Your job is to retype all of the data word for word, leaving every image out.

DATA SEGMENT:
═══

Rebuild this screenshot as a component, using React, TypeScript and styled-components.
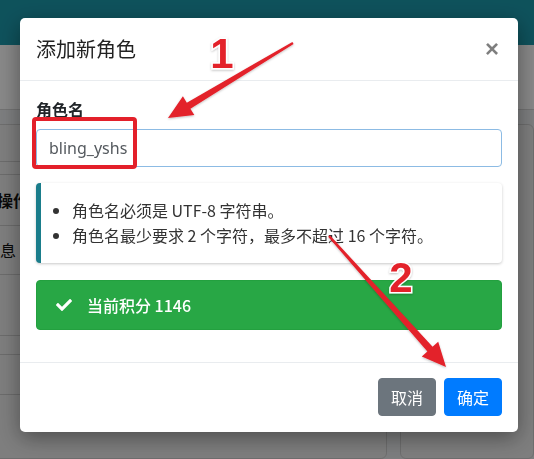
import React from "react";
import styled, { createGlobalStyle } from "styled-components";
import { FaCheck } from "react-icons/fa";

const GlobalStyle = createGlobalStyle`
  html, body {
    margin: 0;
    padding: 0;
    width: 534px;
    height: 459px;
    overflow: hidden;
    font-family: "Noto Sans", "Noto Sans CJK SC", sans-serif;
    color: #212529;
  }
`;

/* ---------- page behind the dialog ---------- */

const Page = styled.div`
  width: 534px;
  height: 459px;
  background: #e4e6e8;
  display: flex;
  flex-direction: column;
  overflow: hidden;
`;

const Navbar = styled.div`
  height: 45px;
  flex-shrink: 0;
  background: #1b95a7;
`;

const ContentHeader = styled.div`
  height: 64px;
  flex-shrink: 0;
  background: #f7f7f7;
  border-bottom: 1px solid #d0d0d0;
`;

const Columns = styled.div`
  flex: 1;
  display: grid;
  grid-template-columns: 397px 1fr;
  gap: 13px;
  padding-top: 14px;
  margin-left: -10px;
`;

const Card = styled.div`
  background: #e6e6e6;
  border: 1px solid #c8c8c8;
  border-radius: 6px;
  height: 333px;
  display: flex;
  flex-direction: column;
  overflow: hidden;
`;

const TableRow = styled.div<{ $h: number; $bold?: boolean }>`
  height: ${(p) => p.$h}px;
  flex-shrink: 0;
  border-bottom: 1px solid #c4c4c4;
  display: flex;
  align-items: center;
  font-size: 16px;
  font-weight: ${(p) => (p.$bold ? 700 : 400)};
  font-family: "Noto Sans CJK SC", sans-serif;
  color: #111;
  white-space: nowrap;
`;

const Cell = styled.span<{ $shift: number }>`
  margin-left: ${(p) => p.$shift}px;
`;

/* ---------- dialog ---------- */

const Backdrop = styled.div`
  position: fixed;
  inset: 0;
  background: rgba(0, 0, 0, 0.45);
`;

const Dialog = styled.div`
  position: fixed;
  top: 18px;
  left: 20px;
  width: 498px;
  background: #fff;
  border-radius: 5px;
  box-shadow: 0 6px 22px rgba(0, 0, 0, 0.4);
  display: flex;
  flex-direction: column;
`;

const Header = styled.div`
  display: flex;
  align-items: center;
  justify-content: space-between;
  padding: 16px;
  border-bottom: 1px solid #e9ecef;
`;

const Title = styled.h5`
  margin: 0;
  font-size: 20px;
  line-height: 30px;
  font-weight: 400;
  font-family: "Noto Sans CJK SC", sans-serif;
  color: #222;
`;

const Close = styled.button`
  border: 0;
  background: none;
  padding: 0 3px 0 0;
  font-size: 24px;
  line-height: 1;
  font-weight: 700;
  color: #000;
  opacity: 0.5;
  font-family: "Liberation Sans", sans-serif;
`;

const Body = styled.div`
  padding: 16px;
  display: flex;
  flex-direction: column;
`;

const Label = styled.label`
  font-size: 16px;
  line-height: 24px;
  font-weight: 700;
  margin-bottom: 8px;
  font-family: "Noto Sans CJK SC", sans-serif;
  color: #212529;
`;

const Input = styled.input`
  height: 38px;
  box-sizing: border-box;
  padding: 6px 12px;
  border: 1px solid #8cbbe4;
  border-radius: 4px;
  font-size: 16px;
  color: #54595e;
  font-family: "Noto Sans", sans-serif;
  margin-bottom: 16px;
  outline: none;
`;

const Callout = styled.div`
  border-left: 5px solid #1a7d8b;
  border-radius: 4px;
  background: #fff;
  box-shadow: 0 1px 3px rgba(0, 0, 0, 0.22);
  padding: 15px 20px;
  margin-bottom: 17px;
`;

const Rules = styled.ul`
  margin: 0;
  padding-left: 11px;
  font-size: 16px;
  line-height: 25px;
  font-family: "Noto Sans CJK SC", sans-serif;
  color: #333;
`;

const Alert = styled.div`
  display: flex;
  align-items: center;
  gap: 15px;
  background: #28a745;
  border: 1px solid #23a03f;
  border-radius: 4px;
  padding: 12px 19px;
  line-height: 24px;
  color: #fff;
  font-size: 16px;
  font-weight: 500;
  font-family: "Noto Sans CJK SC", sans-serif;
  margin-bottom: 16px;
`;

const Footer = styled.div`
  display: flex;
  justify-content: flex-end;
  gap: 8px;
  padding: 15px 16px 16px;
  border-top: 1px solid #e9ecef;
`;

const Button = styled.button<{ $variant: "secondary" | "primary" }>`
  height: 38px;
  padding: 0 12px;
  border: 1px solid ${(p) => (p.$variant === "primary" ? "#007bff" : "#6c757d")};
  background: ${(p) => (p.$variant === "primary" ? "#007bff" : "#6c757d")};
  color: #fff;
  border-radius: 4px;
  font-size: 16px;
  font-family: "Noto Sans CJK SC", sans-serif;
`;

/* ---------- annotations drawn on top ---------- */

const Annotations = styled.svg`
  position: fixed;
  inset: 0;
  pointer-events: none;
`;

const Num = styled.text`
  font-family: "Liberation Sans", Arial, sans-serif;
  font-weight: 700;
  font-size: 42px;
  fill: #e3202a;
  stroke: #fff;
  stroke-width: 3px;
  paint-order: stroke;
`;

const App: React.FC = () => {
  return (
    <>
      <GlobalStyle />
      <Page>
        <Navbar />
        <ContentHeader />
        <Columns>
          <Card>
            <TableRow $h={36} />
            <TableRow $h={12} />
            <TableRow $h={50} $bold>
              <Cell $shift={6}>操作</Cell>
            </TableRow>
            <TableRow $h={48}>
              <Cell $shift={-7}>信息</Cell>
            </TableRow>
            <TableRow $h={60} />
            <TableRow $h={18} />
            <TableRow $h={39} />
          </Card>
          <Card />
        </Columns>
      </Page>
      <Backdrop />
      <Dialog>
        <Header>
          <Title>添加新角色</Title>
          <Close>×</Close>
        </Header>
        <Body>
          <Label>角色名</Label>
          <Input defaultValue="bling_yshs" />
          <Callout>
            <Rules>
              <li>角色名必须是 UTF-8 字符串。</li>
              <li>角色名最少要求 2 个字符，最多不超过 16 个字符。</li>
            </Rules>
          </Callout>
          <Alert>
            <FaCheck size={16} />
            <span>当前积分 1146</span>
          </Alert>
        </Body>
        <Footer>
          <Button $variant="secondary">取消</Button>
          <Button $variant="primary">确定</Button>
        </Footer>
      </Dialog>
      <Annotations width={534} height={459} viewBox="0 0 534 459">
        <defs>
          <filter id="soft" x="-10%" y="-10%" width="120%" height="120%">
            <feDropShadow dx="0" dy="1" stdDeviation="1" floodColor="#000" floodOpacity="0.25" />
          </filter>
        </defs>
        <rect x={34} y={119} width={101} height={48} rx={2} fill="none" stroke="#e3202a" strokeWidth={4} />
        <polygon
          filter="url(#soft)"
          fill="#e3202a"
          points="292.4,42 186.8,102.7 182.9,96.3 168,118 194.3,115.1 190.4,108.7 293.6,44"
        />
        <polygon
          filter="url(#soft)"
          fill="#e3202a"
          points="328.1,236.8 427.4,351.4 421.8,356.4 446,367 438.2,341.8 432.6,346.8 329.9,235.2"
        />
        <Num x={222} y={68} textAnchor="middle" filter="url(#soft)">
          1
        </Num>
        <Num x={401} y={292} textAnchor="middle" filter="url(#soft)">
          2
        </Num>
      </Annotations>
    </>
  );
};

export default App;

═══

WRITTEN ANSWER:
Rebuild this screenshot as a component, using React, TypeScript and styled-components.
import React from "react";
import styled, { createGlobalStyle } from "styled-components";
import { FaCheck } from "react-icons/fa";

const GlobalStyle = createGlobalStyle`
  html, body {
    margin: 0;
    padding: 0;
    width: 534px;
    height: 459px;
    overflow: hidden;
    font-family: "Noto Sans", "Noto Sans CJK SC", sans-serif;
    color: #212529;
  }
`;

/* ---------- page behind the dialog ---------- */

const Page = styled.div`
  width: 534px;
  height: 459px;
  background: #e4e6e8;
  display: flex;
  flex-direction: column;
  overflow: hidden;
`;

const Navbar = styled.div`
  height: 45px;
  flex-shrink: 0;
  background: #1b95a7;
`;

const ContentHeader = styled.div`
  height: 64px;
  flex-shrink: 0;
  background: #f7f7f7;
  border-bottom: 1px solid #d0d0d0;
`;

const Columns = styled.div`
  flex: 1;
  display: grid;
  grid-template-columns: 397px 1fr;
  gap: 13px;
  padding-top: 14px;
  margin-left: -10px;
`;

const Card = styled.div`
  background: #e6e6e6;
  border: 1px solid #c8c8c8;
  border-radius: 6px;
  height: 333px;
  display: flex;
  flex-direction: column;
  overflow: hidden;
`;

const TableRow = styled.div<{ $h: number; $bold?: boolean }>`
  height: ${(p) => p.$h}px;
  flex-shrink: 0;
  border-bottom: 1px solid #c4c4c4;
  display: flex;
  align-items: center;
  font-size: 16px;
  font-weight: ${(p) => (p.$bold ? 700 : 400)};
  font-family: "Noto Sans CJK SC", sans-serif;
  color: #111;
  white-space: nowrap;
`;

const Cell = styled.span<{ $shift: number }>`
  margin-left: ${(p) => p.$shift}px;
`;

/* ---------- dialog ---------- */

const Backdrop = styled.div`
  position: fixed;
  inset: 0;
  background: rgba(0, 0, 0, 0.45);
`;

const Dialog = styled.div`
  position: fixed;
  top: 18px;
  left: 20px;
  width: 498px;
  background: #fff;
  border-radius: 5px;
  box-shadow: 0 6px 22px rgba(0, 0, 0, 0.4);
  display: flex;
  flex-direction: column;
`;

const Header = styled.div`
  display: flex;
  align-items: center;
  justify-content: space-between;
  padding: 16px;
  border-bottom: 1px solid #e9ecef;
`;

const Title = styled.h5`
  margin: 0;
  font-size: 20px;
  line-height: 30px;
  font-weight: 400;
  font-family: "Noto Sans CJK SC", sans-serif;
  color: #222;
`;

const Close = styled.button`
  border: 0;
  background: none;
  padding: 0 3px 0 0;
  font-size: 24px;
  line-height: 1;
  font-weight: 700;
  color: #000;
  opacity: 0.5;
  font-family: "Liberation Sans", sans-serif;
`;

const Body = styled.div`
  padding: 16px;
  display: flex;
  flex-direction: column;
`;

const Label = styled.label`
  font-size: 16px;
  line-height: 24px;
  font-weight: 700;
  margin-bottom: 8px;
  font-family: "Noto Sans CJK SC", sans-serif;
  color: #212529;
`;

const Input = styled.input`
  height: 38px;
  box-sizing: border-box;
  padding: 6px 12px;
  border: 1px solid #8cbbe4;
  border-radius: 4px;
  font-size: 16px;
  color: #54595e;
  font-family: "Noto Sans", sans-serif;
  margin-bottom: 16px;
  outline: none;
`;

const Callout = styled.div`
  border-left: 5px solid #1a7d8b;
  border-radius: 4px;
  background: #fff;
  box-shadow: 0 1px 3px rgba(0, 0, 0, 0.22);
  padding: 15px 20px;
  margin-bottom: 17px;
`;

const Rules = styled.ul`
  margin: 0;
  padding-left: 11px;
  font-size: 16px;
  line-height: 25px;
  font-family: "Noto Sans CJK SC", sans-serif;
  color: #333;
`;

const Alert = styled.div`
  display: flex;
  align-items: center;
  gap: 15px;
  background: #28a745;
  border: 1px solid #23a03f;
  border-radius: 4px;
  padding: 12px 19px;
  line-height: 24px;
  color: #fff;
  font-size: 16px;
  font-weight: 500;
  font-family: "Noto Sans CJK SC", sans-serif;
  margin-bottom: 16px;
`;

const Footer = styled.div`
  display: flex;
  justify-content: flex-end;
  gap: 8px;
  padding: 15px 16px 16px;
  border-top: 1px solid #e9ecef;
`;

const Button = styled.button<{ $variant: "secondary" | "primary" }>`
  height: 38px;
  padding: 0 12px;
  border: 1px solid ${(p) => (p.$variant === "primary" ? "#007bff" : "#6c757d")};
  background: ${(p) => (p.$variant === "primary" ? "#007bff" : "#6c757d")};
  color: #fff;
  border-radius: 4px;
  font-size: 16px;
  font-family: "Noto Sans CJK SC", sans-serif;
`;

/* ---------- annotations drawn on top ---------- */

const Annotations = styled.svg`
  position: fixed;
  inset: 0;
  pointer-events: none;
`;

const Num = styled.text`
  font-family: "Liberation Sans", Arial, sans-serif;
  font-weight: 700;
  font-size: 42px;
  fill: #e3202a;
  stroke: #fff;
  stroke-width: 3px;
  paint-order: stroke;
`;

const App: React.FC = () => {
  return (
    <>
      <GlobalStyle />
      <Page>
        <Navbar />
        <ContentHeader />
        <Columns>
          <Card>
            <TableRow $h={36} />
            <TableRow $h={12} />
            <TableRow $h={50} $bold>
              <Cell $shift={6}>操作</Cell>
            </TableRow>
            <TableRow $h={48}>
              <Cell $shift={-7}>信息</Cell>
            </TableRow>
            <TableRow $h={60} />
            <TableRow $h={18} />
            <TableRow $h={39} />
          </Card>
          <Card />
        </Columns>
      </Page>
      <Backdrop />
      <Dialog>
        <Header>
          <Title>添加新角色</Title>
          <Close>×</Close>
        </Header>
        <Body>
          <Label>角色名</Label>
          <Input defaultValue="bling_yshs" />
          <Callout>
            <Rules>
              <li>角色名必须是 UTF-8 字符串。</li>
              <li>角色名最少要求 2 个字符，最多不超过 16 个字符。</li>
            </Rules>
          </Callout>
          <Alert>
            <FaCheck size={16} />
            <span>当前积分 1146</span>
          </Alert>
        </Body>
        <Footer>
          <Button $variant="secondary">取消</Button>
          <Button $variant="primary">确定</Button>
        </Footer>
      </Dialog>
      <Annotations width={534} height={459} viewBox="0 0 534 459">
        <defs>
          <filter id="soft" x="-10%" y="-10%" width="120%" height="120%">
            <feDropShadow dx="0" dy="1" stdDeviation="1" floodColor="#000" floodOpacity="0.25" />
          </filter>
        </defs>
        <rect x={34} y={119} width={101} height={48} rx={2} fill="none" stroke="#e3202a" strokeWidth={4} />
        <polygon
          filter="url(#soft)"
          fill="#e3202a"
          points="292.4,42 186.8,102.7 182.9,96.3 168,118 194.3,115.1 190.4,108.7 293.6,44"
        />
        <polygon
          filter="url(#soft)"
          fill="#e3202a"
          points="328.1,236.8 427.4,351.4 421.8,356.4 446,367 438.2,341.8 432.6,346.8 329.9,235.2"
        />
        <Num x={222} y={68} textAnchor="middle" filter="url(#soft)">
          1
        </Num>
        <Num x={401} y={292} textAnchor="middle" filter="url(#soft)">
          2
        </Num>
      </Annotations>
    </>
  );
};

export default App;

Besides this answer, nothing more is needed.